ISCA Archive Interspeech 2025
ISCA Archive Interspeech 2025

From Scarcity to Sufficiency: Speech Recognition Pipeline for Zero-resource Language

Nikolay Karpov, Sofia Kostandian, Nune Tadevosyan, Alexan Ayrapetyan, Andrei Andrusenko, Ara Yeroyan, Mher Yerznkanyan, Vitaly Lavrukhin

The quality of Automatic Speech Recognition (ASR) systems largely depends on the availability of training data, which is predominantly accessible for either high-resource or low-resource languages. In contrast, languages such as Armenian face significant challenges due to the almost zero availability of public speech and text corpora.
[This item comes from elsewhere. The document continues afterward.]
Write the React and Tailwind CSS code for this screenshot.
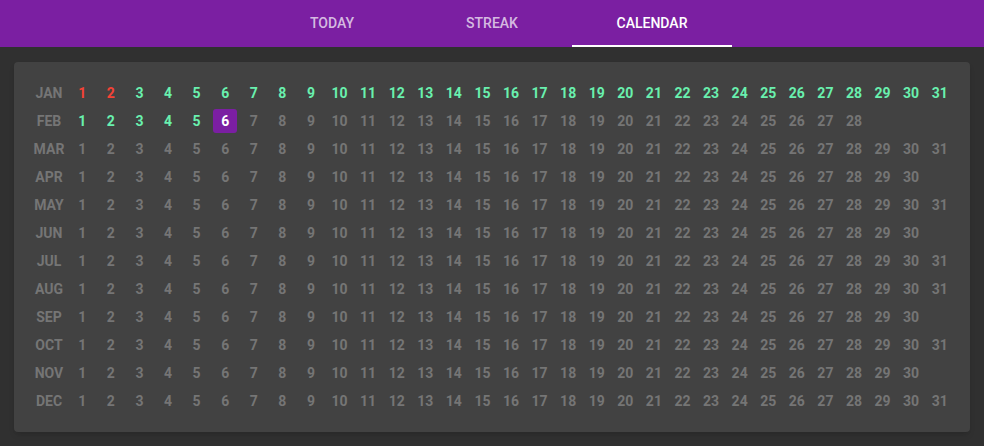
import React from "react";

const MONTHS = [
  ["JAN", 31],
  ["FEB", 28],
  ["MAR", 31],
  ["APR", 30],
  ["MAY", 31],
  ["JUN", 30],
  ["JUL", 31],
  ["AUG", 31],
  ["SEP", 30],
  ["OCT", 31],
  ["NOV", 30],
  ["DEC", 31],
];

const TABS = ["TODAY", "STREAK", "CALENDAR"];

const dayStyle = (m, d) => {
  if (m === 0 && d <= 2) return "text-[#f44336]";
  if (m === 0 || (m === 1 && d <= 5)) return "text-[#69f0ae]";
  return "text-[#757575]";
};

const App = () => {
  return (
    <div className="min-h-[446px] bg-[#303030] font-['Roboto',sans-serif]">
      <div className="h-[47px] bg-[#7b1fa2] flex justify-center">
        {TABS.map((tab) => (
          <div
            key={tab}
            className={`w-[160px] flex items-center justify-center text-sm font-medium border-b-2 ${
              tab === "CALENDAR" ? "text-white border-white" : "text-white/70 border-transparent"
            }`}
          >
            {tab}
          </div>
        ))}
      </div>

      <div className="px-[14px] pt-[15px] pb-[14px]">
        <div className="bg-[#424242] rounded shadow-md px-4 py-[17px]">
          {MONTHS.map(([name, days], m) => (
            <div key={name} className="grid grid-cols-[38px_repeat(31,1fr)] h-[28px] items-center text-sm font-bold">
              <div className="text-center text-[#757575]">{name}</div>
              {Array.from({ length: days }, (_, i) => i + 1).map((d) =>
                m === 1 && d === 6 ? (
                  <div key={d} className="flex justify-center">
                    <span className="w-6 h-6 rounded-[3px] bg-[#7b1fa2] text-white flex items-center justify-center">
                      {d}
                    </span>
                  </div>
                ) : (
                  <div key={d} className={`text-center ${dayStyle(m, d)}`}>
                    {d}
                  </div>
                )
              )}
            </div>
          ))}
        </div>
      </div>
    </div>
  );
};

export default App;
In this paper, we introduce a comprehensive framework that elevates data availability for a zero-resource language to a new level, thereby enabling the development of a fully operational online ASR model. Our approach involves data collection and processing through diverse resources, including audiobooks, paid crowdsourcing, and leveraging the volunteer platform to assemble a labeled dataset totaling 149 hours. This data made it possible to apply pseudo-labeling techniques on additional 145 hours of public audio data, achieving a new state-of-the-art Word Error Rate (WER) of 9.90% on Common Voice test. All datasets and ASR models are open-sourced.